Giving up on datagram IDs simplifies a lot and provides application protocols with more freedom and less overhead than forcing a specific ID system. As Lucas pointed out, even if you have IDs there it is not trivial for multiple application protocols to co-exist. For example, an application protocol might  use all even ID’s for game audio, and all uneven IDs for active game state and controller data. Then someone decides to use that protocol to run communication with a remote controlled wheel chair protocol. But that protocol assigns even ID’s to left wheel speed, and uneven ID’s to right wheel speed. And so on and so forth.

Instead you would design an app interop header for all datagrams. For example if the high bit of the first byte in a datagram is set, the first byte codes for the sub app protocol, and the following data is then sub app specific. If the high bit is not set, the 7 following bits is a sequence number modulo 128. Just as an example. Then app protocols can refer to this meta protocol as a means to coordinate.

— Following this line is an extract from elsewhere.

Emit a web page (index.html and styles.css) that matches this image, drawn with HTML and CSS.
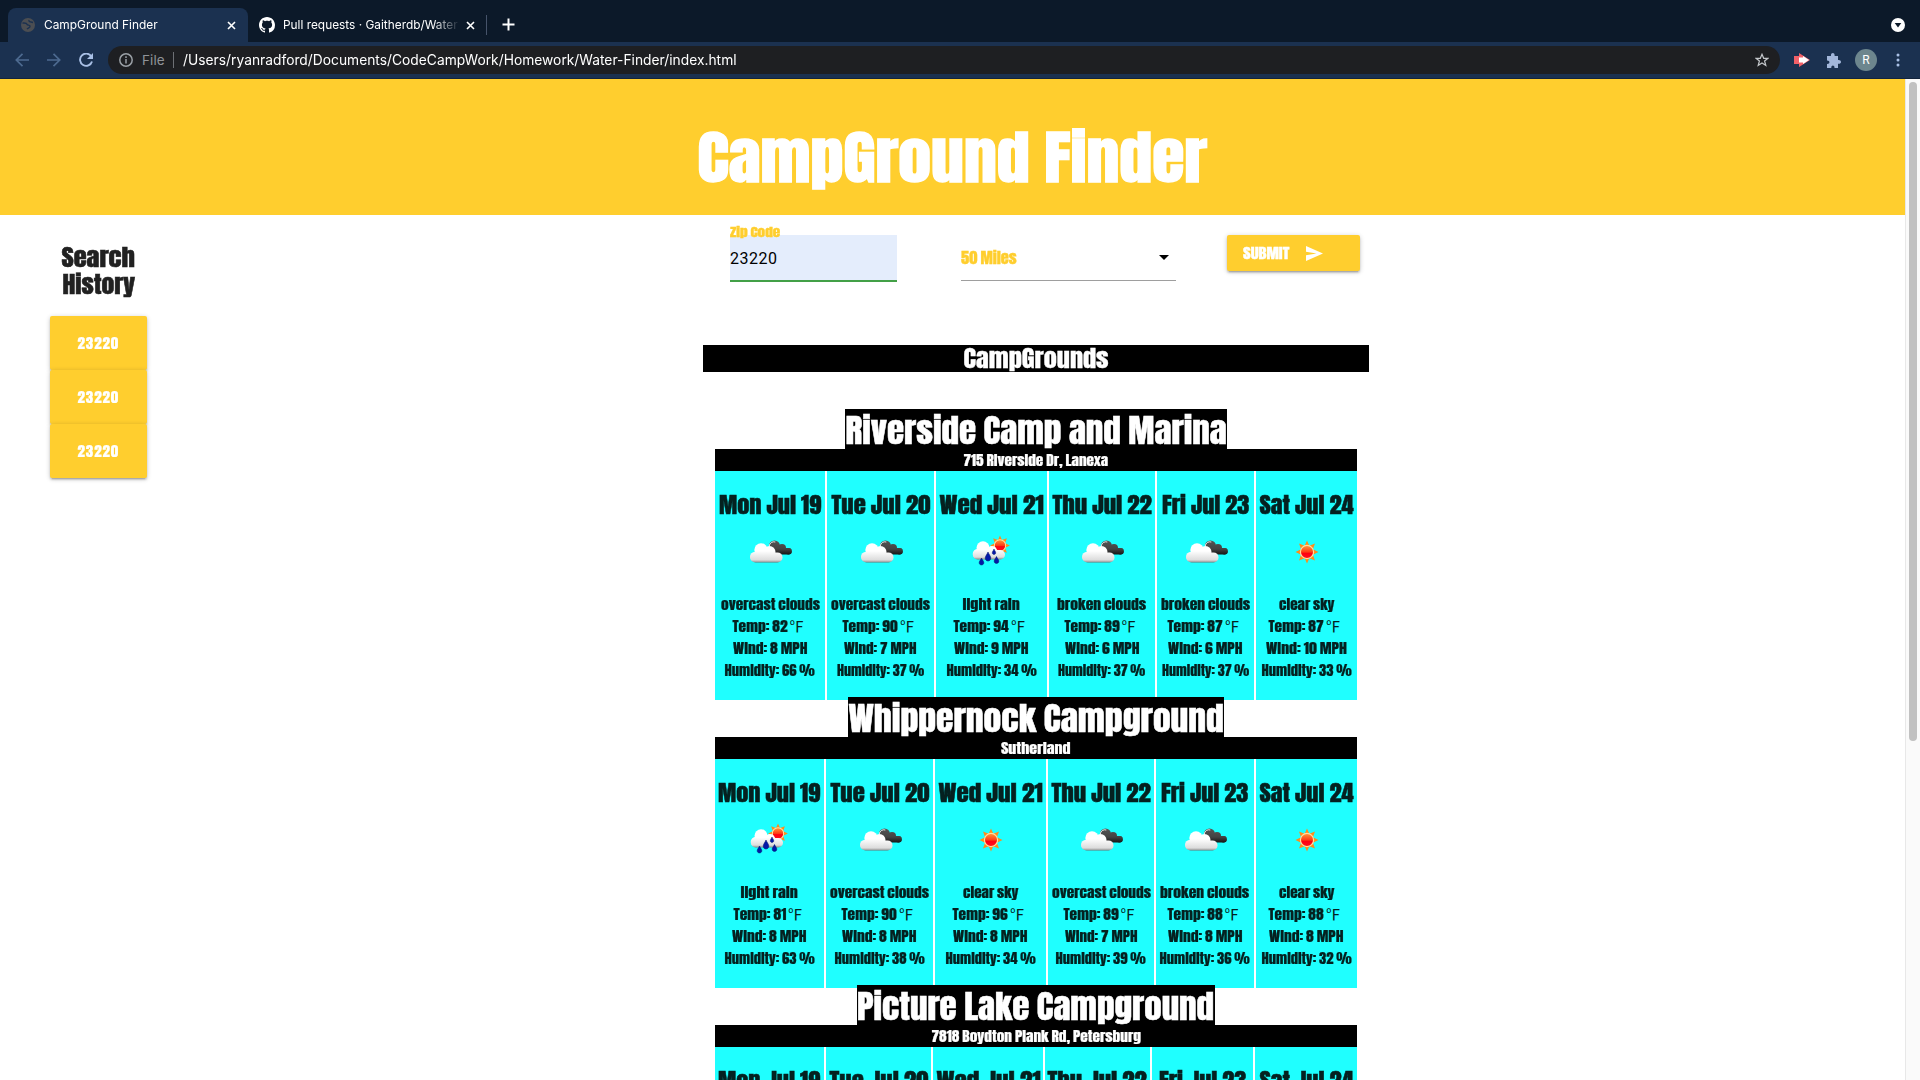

As Lucas also pointed out, stream IDs also do not work with multiple sub app protocols, at least not in all cases due to implicit context assigned to certain stream IDs. Note that stream IDs are not necessarily handed out in arbitrary order by the transport layer. This might be the default, but app protocols can require more precise control from the transport layer, which of course limits the number of usable stacks for that application.

Mikkel